To remove the time stamps from the YouTube video transcript, you can use a Node.js program that processes the input file line-by-line and writes the cleaned data to the output file. Here is an example of how you can achieve this using modern JavaScript (Node.js) and the readline and fs modules.

  1. First, make sure you have Node.js installed on your system. If not, download and install it from Node.js.
  2. Create a new JavaScript file, for example clean_transcript.js, and add the following code:
const readline = require('readline');
const fs = require('fs');
const inputFile = 'transcript.txt';
const outputFile = 'cleaned.txt';

const readInterface = readline.createInterface({
    input: fs.createReadStream(inputFile),
    output: fs.createWriteStream(outputFile),
    console: false
});

readInterface.on('line', function(line) {
    // Check if the line contains a timestamp using a regular expression
    const timestampPattern = /^\d+:\d{2}$/;
    if (!timestampPattern.test(line)) {
        fs.appendFileSync(outputFile, line + '\n');
    }
});

readInterface.on('close', function() {
    console.log('File cleaned and saved as ' + outputFile);
});
  1. Save the file and open a terminal or command prompt in the same directory as the clean_transcript.js file.
  2. Run the program using the command:
node clean_transcript.js
  1. After running the program, you should see a message indicating that the file has been cleaned and saved as cleaned.txt.

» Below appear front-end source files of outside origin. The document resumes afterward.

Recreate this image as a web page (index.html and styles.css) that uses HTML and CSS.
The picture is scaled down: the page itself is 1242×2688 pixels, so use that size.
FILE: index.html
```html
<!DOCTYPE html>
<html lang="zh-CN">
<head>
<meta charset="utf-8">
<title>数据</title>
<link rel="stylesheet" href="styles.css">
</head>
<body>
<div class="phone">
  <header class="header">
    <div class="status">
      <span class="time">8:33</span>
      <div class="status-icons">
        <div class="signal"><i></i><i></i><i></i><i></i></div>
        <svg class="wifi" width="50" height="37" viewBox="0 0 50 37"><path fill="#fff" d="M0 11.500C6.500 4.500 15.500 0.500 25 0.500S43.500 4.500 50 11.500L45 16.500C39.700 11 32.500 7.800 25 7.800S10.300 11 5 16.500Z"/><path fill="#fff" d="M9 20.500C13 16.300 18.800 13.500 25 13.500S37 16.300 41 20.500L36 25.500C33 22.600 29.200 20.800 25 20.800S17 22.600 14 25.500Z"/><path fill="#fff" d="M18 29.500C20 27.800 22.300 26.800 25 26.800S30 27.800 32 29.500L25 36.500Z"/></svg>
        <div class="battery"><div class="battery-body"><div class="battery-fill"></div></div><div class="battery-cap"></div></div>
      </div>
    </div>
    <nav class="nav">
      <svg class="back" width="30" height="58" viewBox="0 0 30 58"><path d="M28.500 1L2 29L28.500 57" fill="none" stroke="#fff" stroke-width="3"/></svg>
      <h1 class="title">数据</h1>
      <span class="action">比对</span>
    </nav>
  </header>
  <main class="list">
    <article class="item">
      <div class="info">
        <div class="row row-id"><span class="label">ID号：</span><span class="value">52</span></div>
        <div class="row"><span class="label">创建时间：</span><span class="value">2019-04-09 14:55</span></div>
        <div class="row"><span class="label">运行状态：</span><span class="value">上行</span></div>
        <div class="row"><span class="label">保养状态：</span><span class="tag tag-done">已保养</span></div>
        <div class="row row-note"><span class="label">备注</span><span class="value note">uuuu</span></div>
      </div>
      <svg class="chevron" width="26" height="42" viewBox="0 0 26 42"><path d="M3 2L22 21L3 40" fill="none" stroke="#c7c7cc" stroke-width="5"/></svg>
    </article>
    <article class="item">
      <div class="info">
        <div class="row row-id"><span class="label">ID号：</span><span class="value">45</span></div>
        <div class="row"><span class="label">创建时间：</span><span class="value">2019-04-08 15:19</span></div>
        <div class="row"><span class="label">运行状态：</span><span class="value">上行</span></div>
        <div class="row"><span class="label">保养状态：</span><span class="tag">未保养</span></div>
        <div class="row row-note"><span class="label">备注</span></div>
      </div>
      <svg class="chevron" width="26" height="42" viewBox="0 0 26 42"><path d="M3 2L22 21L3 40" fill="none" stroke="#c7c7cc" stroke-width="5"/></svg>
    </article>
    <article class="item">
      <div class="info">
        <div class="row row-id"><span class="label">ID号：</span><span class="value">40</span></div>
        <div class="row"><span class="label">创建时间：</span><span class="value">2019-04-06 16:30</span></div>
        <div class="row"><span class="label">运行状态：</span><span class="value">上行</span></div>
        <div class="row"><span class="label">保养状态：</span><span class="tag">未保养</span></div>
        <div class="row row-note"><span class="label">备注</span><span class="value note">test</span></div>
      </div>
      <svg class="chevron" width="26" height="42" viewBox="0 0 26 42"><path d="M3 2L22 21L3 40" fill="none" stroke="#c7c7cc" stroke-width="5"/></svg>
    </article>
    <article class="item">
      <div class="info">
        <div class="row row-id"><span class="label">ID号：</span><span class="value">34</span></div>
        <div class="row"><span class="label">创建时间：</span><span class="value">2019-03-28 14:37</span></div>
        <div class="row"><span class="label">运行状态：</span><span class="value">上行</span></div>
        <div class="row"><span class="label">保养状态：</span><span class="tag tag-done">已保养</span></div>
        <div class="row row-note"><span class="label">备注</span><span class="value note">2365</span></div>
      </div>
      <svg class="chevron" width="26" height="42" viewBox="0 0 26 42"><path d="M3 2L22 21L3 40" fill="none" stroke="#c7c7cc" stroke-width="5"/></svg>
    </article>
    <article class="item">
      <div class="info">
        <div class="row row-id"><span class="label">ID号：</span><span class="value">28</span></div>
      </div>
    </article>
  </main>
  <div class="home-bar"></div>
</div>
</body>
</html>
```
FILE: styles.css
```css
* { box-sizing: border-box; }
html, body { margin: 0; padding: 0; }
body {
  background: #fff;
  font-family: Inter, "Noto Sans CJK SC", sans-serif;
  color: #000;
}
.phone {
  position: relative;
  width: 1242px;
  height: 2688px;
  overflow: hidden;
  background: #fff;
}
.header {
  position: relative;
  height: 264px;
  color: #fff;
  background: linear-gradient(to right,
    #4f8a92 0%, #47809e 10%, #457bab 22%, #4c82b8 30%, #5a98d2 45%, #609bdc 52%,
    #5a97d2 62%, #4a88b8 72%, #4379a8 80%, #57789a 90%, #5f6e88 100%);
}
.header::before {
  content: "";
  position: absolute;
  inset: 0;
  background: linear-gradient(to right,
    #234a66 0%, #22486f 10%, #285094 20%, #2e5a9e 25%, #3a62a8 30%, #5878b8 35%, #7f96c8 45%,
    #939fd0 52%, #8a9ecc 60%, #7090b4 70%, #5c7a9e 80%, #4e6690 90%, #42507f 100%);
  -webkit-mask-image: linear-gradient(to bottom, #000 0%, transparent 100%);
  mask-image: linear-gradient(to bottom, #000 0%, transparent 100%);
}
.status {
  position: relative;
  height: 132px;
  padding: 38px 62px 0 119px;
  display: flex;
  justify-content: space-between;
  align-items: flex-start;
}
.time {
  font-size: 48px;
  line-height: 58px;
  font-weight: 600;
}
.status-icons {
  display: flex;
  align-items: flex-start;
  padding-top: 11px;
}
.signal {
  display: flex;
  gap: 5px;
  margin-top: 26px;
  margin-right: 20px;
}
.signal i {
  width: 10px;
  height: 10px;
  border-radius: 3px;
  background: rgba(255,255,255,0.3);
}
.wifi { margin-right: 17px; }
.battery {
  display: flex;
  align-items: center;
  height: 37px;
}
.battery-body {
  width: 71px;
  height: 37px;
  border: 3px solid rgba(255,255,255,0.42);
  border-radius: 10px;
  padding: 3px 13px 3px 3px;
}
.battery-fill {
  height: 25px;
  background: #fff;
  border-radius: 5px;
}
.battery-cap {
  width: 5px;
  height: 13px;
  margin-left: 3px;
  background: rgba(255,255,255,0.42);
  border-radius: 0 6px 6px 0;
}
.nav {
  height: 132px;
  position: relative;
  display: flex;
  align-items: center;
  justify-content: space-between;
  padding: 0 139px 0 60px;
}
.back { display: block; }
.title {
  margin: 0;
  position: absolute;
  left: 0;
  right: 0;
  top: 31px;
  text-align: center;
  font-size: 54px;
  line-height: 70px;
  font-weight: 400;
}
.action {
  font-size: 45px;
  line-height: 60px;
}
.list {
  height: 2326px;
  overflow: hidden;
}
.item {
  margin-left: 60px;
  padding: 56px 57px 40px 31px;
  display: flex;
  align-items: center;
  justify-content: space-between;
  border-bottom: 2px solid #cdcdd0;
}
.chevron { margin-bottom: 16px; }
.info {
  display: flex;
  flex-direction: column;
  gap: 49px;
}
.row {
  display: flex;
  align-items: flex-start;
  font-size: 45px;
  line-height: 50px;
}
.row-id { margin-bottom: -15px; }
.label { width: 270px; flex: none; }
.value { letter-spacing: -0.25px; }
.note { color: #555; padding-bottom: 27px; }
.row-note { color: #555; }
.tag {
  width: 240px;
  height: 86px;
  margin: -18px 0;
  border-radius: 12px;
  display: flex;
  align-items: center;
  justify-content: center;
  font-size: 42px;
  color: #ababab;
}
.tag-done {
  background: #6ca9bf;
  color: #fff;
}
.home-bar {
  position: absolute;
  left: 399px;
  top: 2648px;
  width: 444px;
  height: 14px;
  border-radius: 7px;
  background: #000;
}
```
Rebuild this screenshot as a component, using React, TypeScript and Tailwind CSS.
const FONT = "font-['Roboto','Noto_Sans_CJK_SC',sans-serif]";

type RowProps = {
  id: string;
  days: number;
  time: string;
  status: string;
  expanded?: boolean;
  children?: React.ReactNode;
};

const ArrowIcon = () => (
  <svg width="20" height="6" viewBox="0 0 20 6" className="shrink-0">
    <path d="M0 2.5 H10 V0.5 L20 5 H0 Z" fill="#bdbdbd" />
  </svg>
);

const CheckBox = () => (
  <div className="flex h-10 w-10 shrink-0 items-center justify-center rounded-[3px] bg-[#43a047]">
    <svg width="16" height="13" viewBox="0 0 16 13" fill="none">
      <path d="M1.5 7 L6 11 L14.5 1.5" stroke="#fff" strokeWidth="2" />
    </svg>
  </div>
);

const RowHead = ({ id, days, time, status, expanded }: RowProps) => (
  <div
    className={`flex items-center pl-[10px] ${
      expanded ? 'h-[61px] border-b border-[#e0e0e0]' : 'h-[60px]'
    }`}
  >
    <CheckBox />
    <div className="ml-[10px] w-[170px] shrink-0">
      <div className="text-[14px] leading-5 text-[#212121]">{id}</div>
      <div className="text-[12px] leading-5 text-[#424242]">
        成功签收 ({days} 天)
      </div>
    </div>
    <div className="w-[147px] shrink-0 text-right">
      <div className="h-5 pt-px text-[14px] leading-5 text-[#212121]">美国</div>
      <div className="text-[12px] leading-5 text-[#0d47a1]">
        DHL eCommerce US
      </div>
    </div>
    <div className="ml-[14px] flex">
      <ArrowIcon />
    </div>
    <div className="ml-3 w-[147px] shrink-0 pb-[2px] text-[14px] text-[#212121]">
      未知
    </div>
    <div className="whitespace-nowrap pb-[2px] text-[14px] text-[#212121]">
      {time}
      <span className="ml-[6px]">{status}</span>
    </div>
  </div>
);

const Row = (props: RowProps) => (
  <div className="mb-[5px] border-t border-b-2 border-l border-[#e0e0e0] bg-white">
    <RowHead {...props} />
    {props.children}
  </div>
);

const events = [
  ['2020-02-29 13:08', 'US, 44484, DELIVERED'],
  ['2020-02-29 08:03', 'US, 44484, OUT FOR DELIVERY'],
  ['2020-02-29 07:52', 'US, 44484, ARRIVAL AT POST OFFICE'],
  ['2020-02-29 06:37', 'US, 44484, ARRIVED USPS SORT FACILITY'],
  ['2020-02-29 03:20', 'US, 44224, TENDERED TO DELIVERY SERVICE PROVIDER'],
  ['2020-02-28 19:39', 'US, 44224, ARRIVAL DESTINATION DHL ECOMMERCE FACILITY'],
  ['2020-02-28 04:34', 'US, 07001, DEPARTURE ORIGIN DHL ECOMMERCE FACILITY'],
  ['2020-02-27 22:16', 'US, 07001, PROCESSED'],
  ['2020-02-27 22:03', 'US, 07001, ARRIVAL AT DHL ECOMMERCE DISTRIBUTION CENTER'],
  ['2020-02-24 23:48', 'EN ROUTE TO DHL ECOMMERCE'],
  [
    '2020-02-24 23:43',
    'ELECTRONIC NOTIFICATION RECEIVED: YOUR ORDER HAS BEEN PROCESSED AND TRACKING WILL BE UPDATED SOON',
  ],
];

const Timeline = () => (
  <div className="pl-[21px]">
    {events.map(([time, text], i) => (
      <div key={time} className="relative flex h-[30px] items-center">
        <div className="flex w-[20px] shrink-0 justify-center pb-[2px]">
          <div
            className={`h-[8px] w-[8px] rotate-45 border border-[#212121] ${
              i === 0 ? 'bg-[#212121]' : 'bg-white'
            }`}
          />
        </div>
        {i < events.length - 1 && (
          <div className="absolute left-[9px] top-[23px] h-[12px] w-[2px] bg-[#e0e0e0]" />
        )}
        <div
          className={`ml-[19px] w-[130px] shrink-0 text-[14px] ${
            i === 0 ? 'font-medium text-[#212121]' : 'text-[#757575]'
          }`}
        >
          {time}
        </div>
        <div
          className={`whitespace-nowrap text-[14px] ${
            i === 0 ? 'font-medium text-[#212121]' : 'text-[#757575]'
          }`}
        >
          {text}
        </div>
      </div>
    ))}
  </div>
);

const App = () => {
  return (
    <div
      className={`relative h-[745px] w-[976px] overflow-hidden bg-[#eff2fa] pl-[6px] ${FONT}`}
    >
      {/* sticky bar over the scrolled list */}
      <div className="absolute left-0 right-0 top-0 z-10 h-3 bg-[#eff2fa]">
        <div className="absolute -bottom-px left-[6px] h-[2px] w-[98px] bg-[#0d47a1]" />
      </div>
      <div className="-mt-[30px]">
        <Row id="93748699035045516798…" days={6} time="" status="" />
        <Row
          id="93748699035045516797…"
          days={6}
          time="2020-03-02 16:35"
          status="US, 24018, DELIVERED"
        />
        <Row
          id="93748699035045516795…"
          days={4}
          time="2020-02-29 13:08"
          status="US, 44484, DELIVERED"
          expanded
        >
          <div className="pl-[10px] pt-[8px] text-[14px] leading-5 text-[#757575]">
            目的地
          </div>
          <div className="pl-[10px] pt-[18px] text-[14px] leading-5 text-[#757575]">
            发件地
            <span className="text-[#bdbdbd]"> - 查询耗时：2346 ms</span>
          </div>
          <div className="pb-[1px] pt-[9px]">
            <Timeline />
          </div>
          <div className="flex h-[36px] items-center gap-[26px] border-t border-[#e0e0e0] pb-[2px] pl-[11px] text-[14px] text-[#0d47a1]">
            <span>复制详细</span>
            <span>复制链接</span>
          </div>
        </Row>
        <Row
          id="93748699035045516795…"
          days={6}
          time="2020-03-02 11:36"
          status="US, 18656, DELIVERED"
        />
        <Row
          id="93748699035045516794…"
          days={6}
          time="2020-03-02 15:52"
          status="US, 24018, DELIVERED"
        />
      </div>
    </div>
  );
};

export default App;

Check the cleaned.txt file in the same directory, and you should see the cleaned transcript without the time stamps.

The program reads the transcript.txt file line-by-line, checks each line against a regular expression to determine if it contains a time stamp, and if not, writes the line to the cleaned.txt file. When the process is complete, the program will display a message indicating that the cleaned file has been saved.